* _Task to complete_: Transcribe the listing in full, excluding any pictures.

* _Given information_:

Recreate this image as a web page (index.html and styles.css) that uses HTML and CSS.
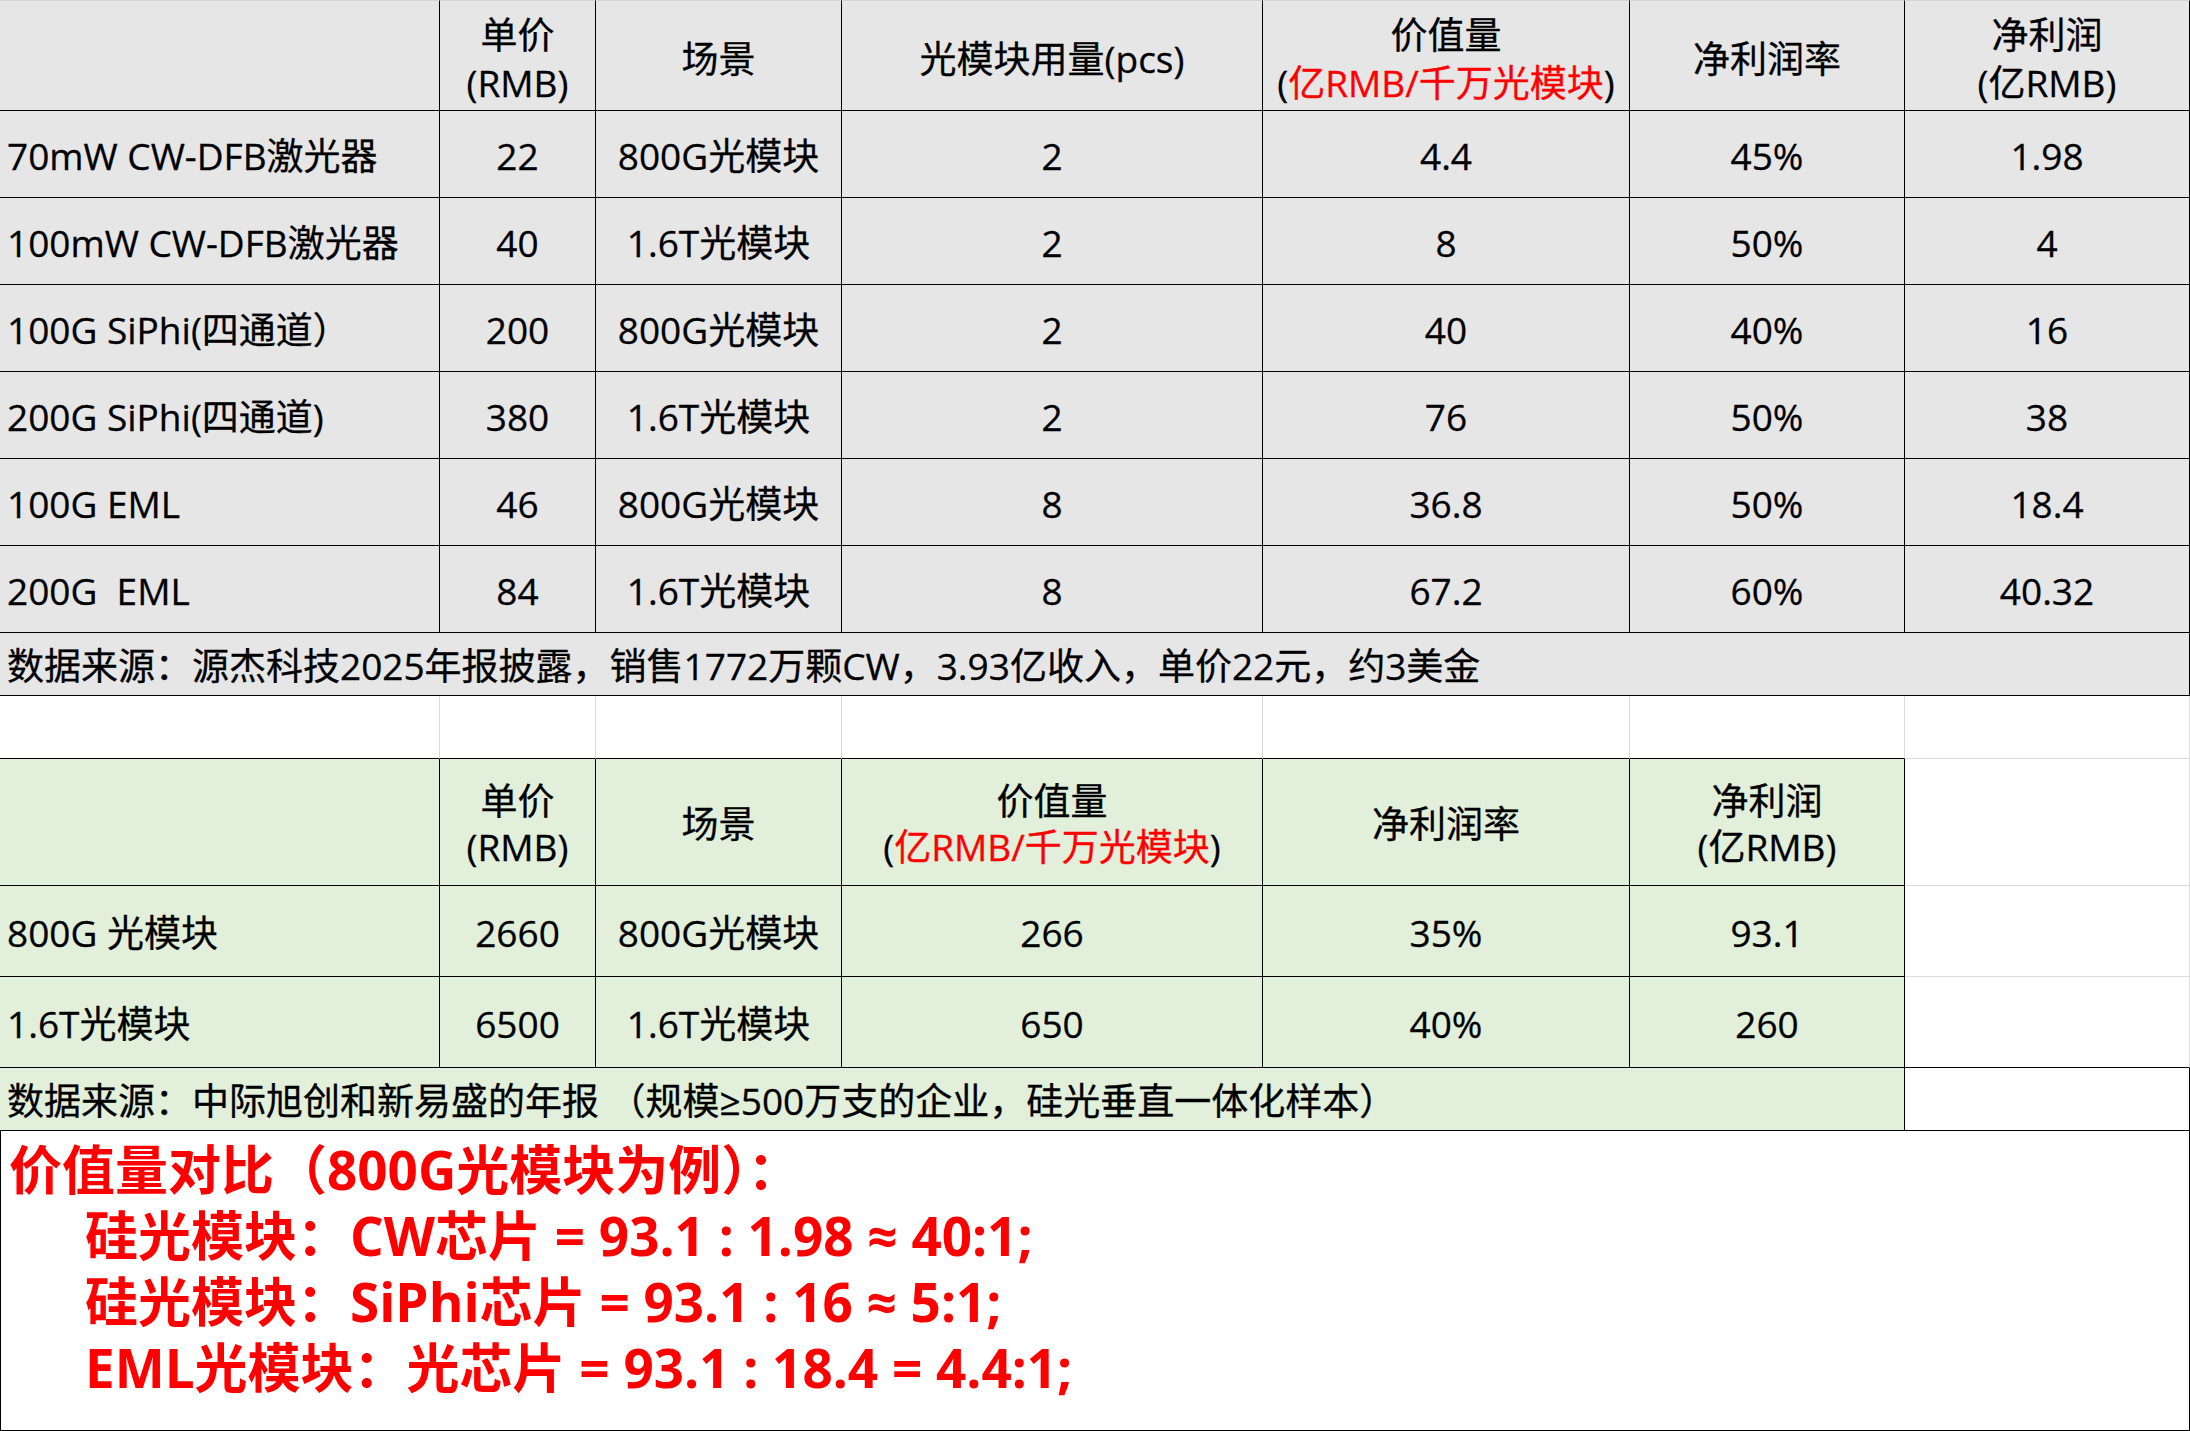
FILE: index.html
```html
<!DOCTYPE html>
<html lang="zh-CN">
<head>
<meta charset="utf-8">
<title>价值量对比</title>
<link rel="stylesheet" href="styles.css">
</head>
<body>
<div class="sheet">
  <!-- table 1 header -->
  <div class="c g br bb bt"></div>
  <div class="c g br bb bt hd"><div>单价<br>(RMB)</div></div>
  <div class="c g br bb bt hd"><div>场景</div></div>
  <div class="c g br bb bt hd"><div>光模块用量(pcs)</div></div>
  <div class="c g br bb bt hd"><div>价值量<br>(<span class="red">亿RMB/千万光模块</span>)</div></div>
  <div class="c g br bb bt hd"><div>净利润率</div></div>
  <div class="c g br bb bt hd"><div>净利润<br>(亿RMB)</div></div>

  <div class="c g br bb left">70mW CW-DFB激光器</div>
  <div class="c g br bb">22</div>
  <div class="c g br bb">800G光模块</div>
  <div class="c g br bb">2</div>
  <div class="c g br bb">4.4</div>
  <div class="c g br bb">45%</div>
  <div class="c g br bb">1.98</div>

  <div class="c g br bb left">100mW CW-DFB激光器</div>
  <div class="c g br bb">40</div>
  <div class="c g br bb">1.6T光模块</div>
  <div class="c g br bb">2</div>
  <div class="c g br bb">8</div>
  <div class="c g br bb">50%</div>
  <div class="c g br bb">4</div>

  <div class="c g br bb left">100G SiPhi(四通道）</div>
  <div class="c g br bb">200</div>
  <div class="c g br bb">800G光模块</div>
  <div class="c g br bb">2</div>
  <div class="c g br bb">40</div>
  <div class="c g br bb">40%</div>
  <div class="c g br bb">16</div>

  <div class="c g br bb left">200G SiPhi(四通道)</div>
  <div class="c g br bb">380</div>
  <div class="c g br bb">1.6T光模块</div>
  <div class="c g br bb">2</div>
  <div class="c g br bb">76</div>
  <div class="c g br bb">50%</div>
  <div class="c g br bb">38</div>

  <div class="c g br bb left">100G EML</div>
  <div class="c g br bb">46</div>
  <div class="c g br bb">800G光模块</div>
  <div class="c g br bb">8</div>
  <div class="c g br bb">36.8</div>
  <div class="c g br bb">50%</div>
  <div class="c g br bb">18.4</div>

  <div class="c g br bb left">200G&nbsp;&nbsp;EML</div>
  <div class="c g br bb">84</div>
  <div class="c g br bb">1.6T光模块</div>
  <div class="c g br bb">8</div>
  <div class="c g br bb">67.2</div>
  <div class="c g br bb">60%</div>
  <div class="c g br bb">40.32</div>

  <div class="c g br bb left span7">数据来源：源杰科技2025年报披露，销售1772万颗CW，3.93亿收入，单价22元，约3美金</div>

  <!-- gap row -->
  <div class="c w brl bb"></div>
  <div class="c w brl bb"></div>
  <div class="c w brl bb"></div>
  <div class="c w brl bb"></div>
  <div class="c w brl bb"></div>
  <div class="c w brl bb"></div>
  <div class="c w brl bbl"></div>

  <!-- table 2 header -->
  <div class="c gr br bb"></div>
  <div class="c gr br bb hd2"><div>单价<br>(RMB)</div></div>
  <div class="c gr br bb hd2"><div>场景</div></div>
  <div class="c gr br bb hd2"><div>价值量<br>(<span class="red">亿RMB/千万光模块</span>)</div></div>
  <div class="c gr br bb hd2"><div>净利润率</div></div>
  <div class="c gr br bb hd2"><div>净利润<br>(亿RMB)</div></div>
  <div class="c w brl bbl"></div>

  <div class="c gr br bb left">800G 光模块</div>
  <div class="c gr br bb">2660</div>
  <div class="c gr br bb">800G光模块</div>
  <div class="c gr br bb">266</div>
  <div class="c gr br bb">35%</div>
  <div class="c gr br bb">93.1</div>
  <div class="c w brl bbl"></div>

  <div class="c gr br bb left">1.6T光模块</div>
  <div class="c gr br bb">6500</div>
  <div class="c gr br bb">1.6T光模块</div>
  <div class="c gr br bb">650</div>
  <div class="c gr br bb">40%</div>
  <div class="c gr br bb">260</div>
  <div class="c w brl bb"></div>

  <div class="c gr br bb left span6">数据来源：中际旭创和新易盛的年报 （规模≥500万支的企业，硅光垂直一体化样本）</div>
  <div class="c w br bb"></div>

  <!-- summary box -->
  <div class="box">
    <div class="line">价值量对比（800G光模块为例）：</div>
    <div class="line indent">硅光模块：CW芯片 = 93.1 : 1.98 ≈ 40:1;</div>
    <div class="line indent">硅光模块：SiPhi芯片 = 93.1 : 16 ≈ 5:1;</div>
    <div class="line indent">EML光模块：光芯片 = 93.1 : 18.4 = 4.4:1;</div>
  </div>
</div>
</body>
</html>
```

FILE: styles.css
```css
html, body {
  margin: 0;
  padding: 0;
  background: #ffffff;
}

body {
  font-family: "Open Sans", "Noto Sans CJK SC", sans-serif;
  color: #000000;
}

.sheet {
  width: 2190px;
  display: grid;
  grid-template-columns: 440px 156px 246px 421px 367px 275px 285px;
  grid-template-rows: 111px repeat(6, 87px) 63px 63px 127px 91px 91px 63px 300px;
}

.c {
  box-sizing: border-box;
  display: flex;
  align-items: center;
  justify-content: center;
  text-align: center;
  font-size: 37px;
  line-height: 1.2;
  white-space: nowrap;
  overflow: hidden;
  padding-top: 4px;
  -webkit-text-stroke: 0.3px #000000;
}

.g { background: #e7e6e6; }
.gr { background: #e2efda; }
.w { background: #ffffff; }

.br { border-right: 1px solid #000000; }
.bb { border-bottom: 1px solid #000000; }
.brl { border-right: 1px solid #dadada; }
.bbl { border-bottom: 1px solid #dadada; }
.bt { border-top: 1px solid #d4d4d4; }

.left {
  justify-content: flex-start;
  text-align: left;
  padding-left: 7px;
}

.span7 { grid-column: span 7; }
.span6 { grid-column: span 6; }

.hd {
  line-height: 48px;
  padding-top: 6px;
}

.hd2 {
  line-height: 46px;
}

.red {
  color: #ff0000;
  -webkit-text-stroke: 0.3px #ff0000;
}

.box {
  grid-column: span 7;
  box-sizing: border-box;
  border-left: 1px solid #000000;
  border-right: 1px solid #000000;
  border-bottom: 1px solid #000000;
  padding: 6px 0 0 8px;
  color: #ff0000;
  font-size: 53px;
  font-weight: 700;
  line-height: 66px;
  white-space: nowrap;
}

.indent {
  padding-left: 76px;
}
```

* _Output of the exercise_:
Recreate this image as a web page (index.html and styles.css) that uses HTML and CSS.
FILE: index.html
```html
<!DOCTYPE html>
<html lang="zh-CN">
<head>
<meta charset="utf-8">
<title>价值量对比</title>
<link rel="stylesheet" href="styles.css">
</head>
<body>
<div class="sheet">
  <!-- table 1 header -->
  <div class="c g br bb bt"></div>
  <div class="c g br bb bt hd"><div>单价<br>(RMB)</div></div>
  <div class="c g br bb bt hd"><div>场景</div></div>
  <div class="c g br bb bt hd"><div>光模块用量(pcs)</div></div>
  <div class="c g br bb bt hd"><div>价值量<br>(<span class="red">亿RMB/千万光模块</span>)</div></div>
  <div class="c g br bb bt hd"><div>净利润率</div></div>
  <div class="c g br bb bt hd"><div>净利润<br>(亿RMB)</div></div>

  <div class="c g br bb left">70mW CW-DFB激光器</div>
  <div class="c g br bb">22</div>
  <div class="c g br bb">800G光模块</div>
  <div class="c g br bb">2</div>
  <div class="c g br bb">4.4</div>
  <div class="c g br bb">45%</div>
  <div class="c g br bb">1.98</div>

  <div class="c g br bb left">100mW CW-DFB激光器</div>
  <div class="c g br bb">40</div>
  <div class="c g br bb">1.6T光模块</div>
  <div class="c g br bb">2</div>
  <div class="c g br bb">8</div>
  <div class="c g br bb">50%</div>
  <div class="c g br bb">4</div>

  <div class="c g br bb left">100G SiPhi(四通道）</div>
  <div class="c g br bb">200</div>
  <div class="c g br bb">800G光模块</div>
  <div class="c g br bb">2</div>
  <div class="c g br bb">40</div>
  <div class="c g br bb">40%</div>
  <div class="c g br bb">16</div>

  <div class="c g br bb left">200G SiPhi(四通道)</div>
  <div class="c g br bb">380</div>
  <div class="c g br bb">1.6T光模块</div>
  <div class="c g br bb">2</div>
  <div class="c g br bb">76</div>
  <div class="c g br bb">50%</div>
  <div class="c g br bb">38</div>

  <div class="c g br bb left">100G EML</div>
  <div class="c g br bb">46</div>
  <div class="c g br bb">800G光模块</div>
  <div class="c g br bb">8</div>
  <div class="c g br bb">36.8</div>
  <div class="c g br bb">50%</div>
  <div class="c g br bb">18.4</div>

  <div class="c g br bb left">200G&nbsp;&nbsp;EML</div>
  <div class="c g br bb">84</div>
  <div class="c g br bb">1.6T光模块</div>
  <div class="c g br bb">8</div>
  <div class="c g br bb">67.2</div>
  <div class="c g br bb">60%</div>
  <div class="c g br bb">40.32</div>

  <div class="c g br bb left span7">数据来源：源杰科技2025年报披露，销售1772万颗CW，3.93亿收入，单价22元，约3美金</div>

  <!-- gap row -->
  <div class="c w brl bb"></div>
  <div class="c w brl bb"></div>
  <div class="c w brl bb"></div>
  <div class="c w brl bb"></div>
  <div class="c w brl bb"></div>
  <div class="c w brl bb"></div>
  <div class="c w brl bbl"></div>

  <!-- table 2 header -->
  <div class="c gr br bb"></div>
  <div class="c gr br bb hd2"><div>单价<br>(RMB)</div></div>
  <div class="c gr br bb hd2"><div>场景</div></div>
  <div class="c gr br bb hd2"><div>价值量<br>(<span class="red">亿RMB/千万光模块</span>)</div></div>
  <div class="c gr br bb hd2"><div>净利润率</div></div>
  <div class="c gr br bb hd2"><div>净利润<br>(亿RMB)</div></div>
  <div class="c w brl bbl"></div>

  <div class="c gr br bb left">800G 光模块</div>
  <div class="c gr br bb">2660</div>
  <div class="c gr br bb">800G光模块</div>
  <div class="c gr br bb">266</div>
  <div class="c gr br bb">35%</div>
  <div class="c gr br bb">93.1</div>
  <div class="c w brl bbl"></div>

  <div class="c gr br bb left">1.6T光模块</div>
  <div class="c gr br bb">6500</div>
  <div class="c gr br bb">1.6T光模块</div>
  <div class="c gr br bb">650</div>
  <div class="c gr br bb">40%</div>
  <div class="c gr br bb">260</div>
  <div class="c w brl bb"></div>

  <div class="c gr br bb left span6">数据来源：中际旭创和新易盛的年报 （规模≥500万支的企业，硅光垂直一体化样本）</div>
  <div class="c w br bb"></div>

  <!-- summary box -->
  <div class="box">
    <div class="line">价值量对比（800G光模块为例）：</div>
    <div class="line indent">硅光模块：CW芯片 = 93.1 : 1.98 ≈ 40:1;</div>
    <div class="line indent">硅光模块：SiPhi芯片 = 93.1 : 16 ≈ 5:1;</div>
    <div class="line indent">EML光模块：光芯片 = 93.1 : 18.4 = 4.4:1;</div>
  </div>
</div>
</body>
</html>
```

FILE: styles.css
```css
html, body {
  margin: 0;
  padding: 0;
  background: #ffffff;
}

body {
  font-family: "Open Sans", "Noto Sans CJK SC", sans-serif;
  color: #000000;
}

.sheet {
  width: 2190px;
  display: grid;
  grid-template-columns: 440px 156px 246px 421px 367px 275px 285px;
  grid-template-rows: 111px repeat(6, 87px) 63px 63px 127px 91px 91px 63px 300px;
}

.c {
  box-sizing: border-box;
  display: flex;
  align-items: center;
  justify-content: center;
  text-align: center;
  font-size: 37px;
  line-height: 1.2;
  white-space: nowrap;
  overflow: hidden;
  padding-top: 4px;
  -webkit-text-stroke: 0.3px #000000;
}

.g { background: #e7e6e6; }
.gr { background: #e2efda; }
.w { background: #ffffff; }

.br { border-right: 1px solid #000000; }
.bb { border-bottom: 1px solid #000000; }
.brl { border-right: 1px solid #dadada; }
.bbl { border-bottom: 1px solid #dadada; }
.bt { border-top: 1px solid #d4d4d4; }

.left {
  justify-content: flex-start;
  text-align: left;
  padding-left: 7px;
}

.span7 { grid-column: span 7; }
.span6 { grid-column: span 6; }

.hd {
  line-height: 48px;
  padding-top: 6px;
}

.hd2 {
  line-height: 46px;
}

.red {
  color: #ff0000;
  -webkit-text-stroke: 0.3px #ff0000;
}

.box {
  grid-column: span 7;
  box-sizing: border-box;
  border-left: 1px solid #000000;
  border-right: 1px solid #000000;
  border-bottom: 1px solid #000000;
  padding: 6px 0 0 8px;
  color: #ff0000;
  font-size: 53px;
  font-weight: 700;
  line-height: 66px;
  white-space: nowrap;
}

.indent {
  padding-left: 76px;
}
```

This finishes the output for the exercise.